There are only two things to remember when making chicken soup:

1. The World’s Greatest Chicken Soup is made from chicken. Chicken bones, that is. The bones have all of the gelatin and collagen in them. There is no need to boil away a chicken-all you will have is “chickeny” water. Have your butcher set aside bones for you in the freezer or learn to cut your own whole chickens and save the bones.

2. Chicken soup does not come from a can, a carton or bouillon cubes. It takes chicken bones to make a rich, flavorful and heartwarming stock that you can turn into soup.

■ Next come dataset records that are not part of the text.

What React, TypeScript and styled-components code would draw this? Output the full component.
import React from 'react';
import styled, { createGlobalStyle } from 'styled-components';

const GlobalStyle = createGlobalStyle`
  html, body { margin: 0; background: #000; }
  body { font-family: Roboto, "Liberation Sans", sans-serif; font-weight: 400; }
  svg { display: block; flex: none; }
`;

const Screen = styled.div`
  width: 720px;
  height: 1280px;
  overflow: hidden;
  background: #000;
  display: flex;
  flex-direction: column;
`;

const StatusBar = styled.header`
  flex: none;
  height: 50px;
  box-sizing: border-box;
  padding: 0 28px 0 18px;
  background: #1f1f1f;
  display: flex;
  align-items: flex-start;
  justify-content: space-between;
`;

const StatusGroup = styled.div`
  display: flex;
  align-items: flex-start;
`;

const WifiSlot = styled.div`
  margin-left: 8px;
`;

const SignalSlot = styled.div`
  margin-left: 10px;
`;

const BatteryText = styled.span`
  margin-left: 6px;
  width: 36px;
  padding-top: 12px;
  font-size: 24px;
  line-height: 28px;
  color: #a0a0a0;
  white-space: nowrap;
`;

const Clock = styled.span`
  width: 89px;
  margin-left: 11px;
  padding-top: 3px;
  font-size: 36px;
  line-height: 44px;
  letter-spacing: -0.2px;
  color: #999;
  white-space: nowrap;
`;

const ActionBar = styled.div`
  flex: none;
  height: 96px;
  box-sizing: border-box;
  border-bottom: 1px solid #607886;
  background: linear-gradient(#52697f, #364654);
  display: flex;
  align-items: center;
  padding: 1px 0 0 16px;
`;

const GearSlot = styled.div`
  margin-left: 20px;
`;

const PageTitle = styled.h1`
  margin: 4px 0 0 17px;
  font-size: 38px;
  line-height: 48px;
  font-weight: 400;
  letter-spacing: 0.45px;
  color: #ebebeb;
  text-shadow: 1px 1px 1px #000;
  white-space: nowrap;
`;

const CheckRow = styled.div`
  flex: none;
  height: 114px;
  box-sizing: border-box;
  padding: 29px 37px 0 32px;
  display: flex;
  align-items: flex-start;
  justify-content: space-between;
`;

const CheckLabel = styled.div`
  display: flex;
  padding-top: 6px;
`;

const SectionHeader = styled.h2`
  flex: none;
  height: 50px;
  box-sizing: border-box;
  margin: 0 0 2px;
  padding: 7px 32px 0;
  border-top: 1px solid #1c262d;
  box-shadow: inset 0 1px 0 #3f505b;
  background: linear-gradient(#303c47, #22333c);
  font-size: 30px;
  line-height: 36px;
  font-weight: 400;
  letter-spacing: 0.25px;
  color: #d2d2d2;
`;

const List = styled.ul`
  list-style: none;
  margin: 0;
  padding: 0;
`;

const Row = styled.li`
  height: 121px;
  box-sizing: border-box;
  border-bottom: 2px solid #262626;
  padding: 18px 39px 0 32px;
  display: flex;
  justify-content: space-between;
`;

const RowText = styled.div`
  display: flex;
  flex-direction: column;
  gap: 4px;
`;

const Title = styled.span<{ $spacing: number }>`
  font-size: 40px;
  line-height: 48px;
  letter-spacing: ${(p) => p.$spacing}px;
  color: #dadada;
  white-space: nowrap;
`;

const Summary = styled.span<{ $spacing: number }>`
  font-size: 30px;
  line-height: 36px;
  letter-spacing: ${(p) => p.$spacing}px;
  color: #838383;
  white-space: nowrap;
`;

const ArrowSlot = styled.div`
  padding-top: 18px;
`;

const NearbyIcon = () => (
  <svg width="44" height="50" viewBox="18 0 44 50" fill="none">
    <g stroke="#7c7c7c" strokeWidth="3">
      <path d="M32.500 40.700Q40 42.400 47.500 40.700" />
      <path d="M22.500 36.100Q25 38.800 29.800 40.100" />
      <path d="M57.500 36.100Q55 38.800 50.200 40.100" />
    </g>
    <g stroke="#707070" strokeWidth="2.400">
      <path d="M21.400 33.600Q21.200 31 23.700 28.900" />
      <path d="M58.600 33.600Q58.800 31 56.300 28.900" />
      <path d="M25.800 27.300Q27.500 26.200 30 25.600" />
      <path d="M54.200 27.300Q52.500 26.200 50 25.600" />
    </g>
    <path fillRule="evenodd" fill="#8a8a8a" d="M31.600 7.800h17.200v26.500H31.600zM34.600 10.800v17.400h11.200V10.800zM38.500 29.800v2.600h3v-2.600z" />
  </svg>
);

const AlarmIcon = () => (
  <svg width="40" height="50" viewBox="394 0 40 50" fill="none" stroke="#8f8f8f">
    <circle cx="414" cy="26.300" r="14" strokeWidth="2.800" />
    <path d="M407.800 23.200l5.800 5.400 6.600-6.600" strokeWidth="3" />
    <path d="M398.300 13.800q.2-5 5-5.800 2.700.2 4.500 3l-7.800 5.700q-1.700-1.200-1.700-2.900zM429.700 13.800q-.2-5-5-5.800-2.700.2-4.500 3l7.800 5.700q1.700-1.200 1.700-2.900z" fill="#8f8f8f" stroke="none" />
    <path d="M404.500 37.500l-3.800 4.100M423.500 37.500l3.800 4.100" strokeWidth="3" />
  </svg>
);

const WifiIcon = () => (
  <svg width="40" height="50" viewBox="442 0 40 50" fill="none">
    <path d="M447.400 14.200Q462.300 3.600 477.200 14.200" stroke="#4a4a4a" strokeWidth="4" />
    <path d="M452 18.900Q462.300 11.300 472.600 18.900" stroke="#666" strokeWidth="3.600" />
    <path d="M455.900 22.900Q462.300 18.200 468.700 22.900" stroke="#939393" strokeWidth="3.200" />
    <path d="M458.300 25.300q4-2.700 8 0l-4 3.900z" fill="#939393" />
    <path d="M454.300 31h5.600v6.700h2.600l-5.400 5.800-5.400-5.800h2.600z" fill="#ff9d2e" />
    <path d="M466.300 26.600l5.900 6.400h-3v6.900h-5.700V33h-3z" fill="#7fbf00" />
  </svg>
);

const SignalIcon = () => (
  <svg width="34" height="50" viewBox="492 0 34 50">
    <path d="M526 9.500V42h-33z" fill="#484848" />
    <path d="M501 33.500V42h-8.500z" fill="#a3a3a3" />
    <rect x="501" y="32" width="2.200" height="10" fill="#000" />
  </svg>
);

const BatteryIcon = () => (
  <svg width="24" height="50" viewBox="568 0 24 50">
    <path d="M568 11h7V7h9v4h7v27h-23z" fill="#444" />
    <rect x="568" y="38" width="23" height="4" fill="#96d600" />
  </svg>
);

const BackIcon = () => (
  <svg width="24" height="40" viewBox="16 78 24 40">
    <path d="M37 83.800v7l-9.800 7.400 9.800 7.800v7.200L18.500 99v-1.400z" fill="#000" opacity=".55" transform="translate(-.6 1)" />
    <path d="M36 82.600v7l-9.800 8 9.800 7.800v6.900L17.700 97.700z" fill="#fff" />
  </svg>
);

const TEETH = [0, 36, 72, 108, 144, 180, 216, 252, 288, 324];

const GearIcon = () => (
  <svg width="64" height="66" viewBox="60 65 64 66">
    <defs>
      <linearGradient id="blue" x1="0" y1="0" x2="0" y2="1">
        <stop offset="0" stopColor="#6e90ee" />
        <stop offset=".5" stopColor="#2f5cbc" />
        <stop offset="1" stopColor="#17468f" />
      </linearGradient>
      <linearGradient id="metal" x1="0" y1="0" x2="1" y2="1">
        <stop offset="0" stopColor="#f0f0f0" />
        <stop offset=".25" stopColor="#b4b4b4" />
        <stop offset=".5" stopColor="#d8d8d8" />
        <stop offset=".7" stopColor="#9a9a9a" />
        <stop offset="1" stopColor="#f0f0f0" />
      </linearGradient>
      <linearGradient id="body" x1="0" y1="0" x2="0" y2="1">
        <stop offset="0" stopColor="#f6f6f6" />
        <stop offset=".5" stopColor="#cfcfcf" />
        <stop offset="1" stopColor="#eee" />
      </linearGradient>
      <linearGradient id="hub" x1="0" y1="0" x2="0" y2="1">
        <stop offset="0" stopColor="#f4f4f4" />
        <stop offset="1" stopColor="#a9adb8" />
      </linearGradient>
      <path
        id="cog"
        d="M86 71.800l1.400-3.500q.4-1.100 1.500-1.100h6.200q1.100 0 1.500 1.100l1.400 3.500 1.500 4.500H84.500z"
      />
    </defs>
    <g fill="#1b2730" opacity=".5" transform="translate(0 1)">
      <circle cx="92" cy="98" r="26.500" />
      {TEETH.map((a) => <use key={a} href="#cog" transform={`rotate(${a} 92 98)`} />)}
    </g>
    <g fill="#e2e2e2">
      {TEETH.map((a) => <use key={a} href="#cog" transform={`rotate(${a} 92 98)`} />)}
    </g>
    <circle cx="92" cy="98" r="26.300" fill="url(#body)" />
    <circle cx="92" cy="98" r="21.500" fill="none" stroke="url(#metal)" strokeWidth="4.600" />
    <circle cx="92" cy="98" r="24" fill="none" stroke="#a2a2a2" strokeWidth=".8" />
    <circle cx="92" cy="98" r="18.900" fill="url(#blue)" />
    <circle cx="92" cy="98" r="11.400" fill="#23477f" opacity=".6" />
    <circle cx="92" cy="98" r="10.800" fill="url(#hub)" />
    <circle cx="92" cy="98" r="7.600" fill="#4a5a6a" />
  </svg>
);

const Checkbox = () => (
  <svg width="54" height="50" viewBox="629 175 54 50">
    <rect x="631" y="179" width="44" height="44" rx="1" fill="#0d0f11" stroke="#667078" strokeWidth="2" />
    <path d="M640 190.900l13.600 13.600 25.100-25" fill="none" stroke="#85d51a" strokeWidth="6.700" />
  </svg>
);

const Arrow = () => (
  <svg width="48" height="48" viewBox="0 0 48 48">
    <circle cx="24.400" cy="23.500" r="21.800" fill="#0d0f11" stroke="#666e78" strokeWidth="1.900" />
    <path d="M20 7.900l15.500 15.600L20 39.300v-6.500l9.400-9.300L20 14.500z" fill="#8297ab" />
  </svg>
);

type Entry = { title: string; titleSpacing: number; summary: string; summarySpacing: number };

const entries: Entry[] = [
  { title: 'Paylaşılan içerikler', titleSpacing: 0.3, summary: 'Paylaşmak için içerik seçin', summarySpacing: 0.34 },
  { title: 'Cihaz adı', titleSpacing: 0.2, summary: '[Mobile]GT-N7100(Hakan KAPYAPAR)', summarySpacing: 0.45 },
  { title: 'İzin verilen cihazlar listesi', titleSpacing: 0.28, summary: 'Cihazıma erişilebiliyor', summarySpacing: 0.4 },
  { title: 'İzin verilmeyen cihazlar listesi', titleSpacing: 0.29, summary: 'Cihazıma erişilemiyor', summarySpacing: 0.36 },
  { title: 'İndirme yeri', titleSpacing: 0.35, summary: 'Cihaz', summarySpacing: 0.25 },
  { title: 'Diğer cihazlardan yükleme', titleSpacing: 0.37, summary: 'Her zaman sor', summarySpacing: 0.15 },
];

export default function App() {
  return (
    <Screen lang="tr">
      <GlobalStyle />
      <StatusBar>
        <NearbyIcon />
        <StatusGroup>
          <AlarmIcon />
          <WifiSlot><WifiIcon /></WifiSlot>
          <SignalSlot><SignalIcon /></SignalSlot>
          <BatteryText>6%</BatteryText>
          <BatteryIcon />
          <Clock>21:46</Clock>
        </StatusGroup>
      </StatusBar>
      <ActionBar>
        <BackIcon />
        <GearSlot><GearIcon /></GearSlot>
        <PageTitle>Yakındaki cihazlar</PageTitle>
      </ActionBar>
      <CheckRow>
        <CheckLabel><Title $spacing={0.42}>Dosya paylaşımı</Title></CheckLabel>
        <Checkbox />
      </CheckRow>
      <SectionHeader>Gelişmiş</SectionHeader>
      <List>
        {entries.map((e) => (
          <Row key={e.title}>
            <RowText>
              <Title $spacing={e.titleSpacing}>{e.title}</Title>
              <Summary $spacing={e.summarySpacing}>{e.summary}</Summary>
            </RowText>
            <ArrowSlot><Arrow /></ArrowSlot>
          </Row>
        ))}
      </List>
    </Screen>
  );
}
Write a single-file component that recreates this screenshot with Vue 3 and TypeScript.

Yields: 4 quarts rich stock

4 pounds of chicken bones (wings, carcasses, necks etc…)

Approximately 12 cups of water

1 large Spanish onion, chopped

3 large carrots, chopped

3 celery ribs, chopped

3 sprigs of fresh thyme

5 parsley sprigs

1 bay leaf

1 whole clove

1 teaspoon of whole black peppercorns

(Do not add salt at this point. The stock will reduce as part of the natural simmering process and salting it can make it overly salty.)

  1. Place all the ingredients in a large stock pot and fill with water only to the level of the bones and vegetables (this will guarantee a rich, not watery stock).
  2. Place the stockpot (uncovered) over medium heat and bring to a simmer.
  3. Skim off any scum that floats to the top. The scum will make your soup cloudy and bitter. Continue simmering for 4 hours. Turn off the heat and allow the chicken stock to steep.
  4. Strain out the bones and vegetables and discard. Cool the stock, in your stock pot, in a sink filled with cold water and ice, completely before storing covered in the refrigerator or freezer. Ladle off the fat from the top of the stock before using.
  5. Stock may be stored and covered in the freezer for up to 3 months or in the refrigerator for up to 5 days.

From Stock into Soup

1 pound white or dark chicken meat, cut into small cubes

½ cup thinly sliced celery

½ cup thinly sliced peeled celery root

½ cup thinly sliced carrots

½ cup thinly sliced parsnips

½ pound wide egg noodles

¼ cup chopped fresh parsley

Salt and White pepper to taste

1. Bring chicken stock to a simmer in a large saucepan or stock pot. Add the ingredients. Adjust seasoning to taste.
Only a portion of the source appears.